The only thing that’s really changed is that (assistant coach) Roy (Rogers) has the (defensive) voice, in film sessions, talking to them, and (former assistant) Jeff (Bzdelik) had the voice (last season, before unexpectedly leaving during the summer). We all sat down to figure out what we wanted to do defensively, what were the best matchups, talking to Chris and James and PJ about, ‘OK, who you guarding tonight, and what do you think?’ And they’ll figure it out. But at the end of the day, the information still flows exactly the same.”
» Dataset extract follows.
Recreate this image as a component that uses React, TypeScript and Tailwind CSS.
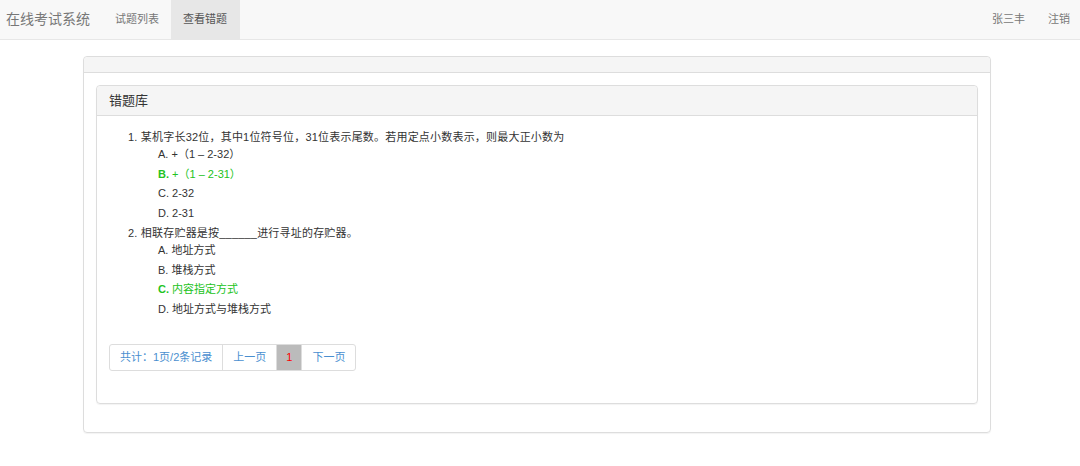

While the system may be the same, the players executing it are not. Carter-Williams was just lost and a mess defensively in the opener. Anthony will be better than some think as a team defender during the regular season (not good, but not a complete dumpster fire), but he can be exploited in a playoff series (Utah hunted him out in the first round last season, and it worked). P.J. Tucker is a fantastic defender, as is Chris Paul, but both are a year older and not getting faster.

Opening night was an aberration — the Rockets are not that bad on either end of the floor. It’s just one game and every team will have a few clunkers over the course of 82. The Rockets will play better against the Lakers in LeBron James‘ home opener Saturday night (that will not be an easy game for Houston by any measure).

Right now it feels like the Rockets are headed for a step back defensively this season, and with that their margins against the Warriors get even smaller. We’ll see over time if D’Antoni knows best.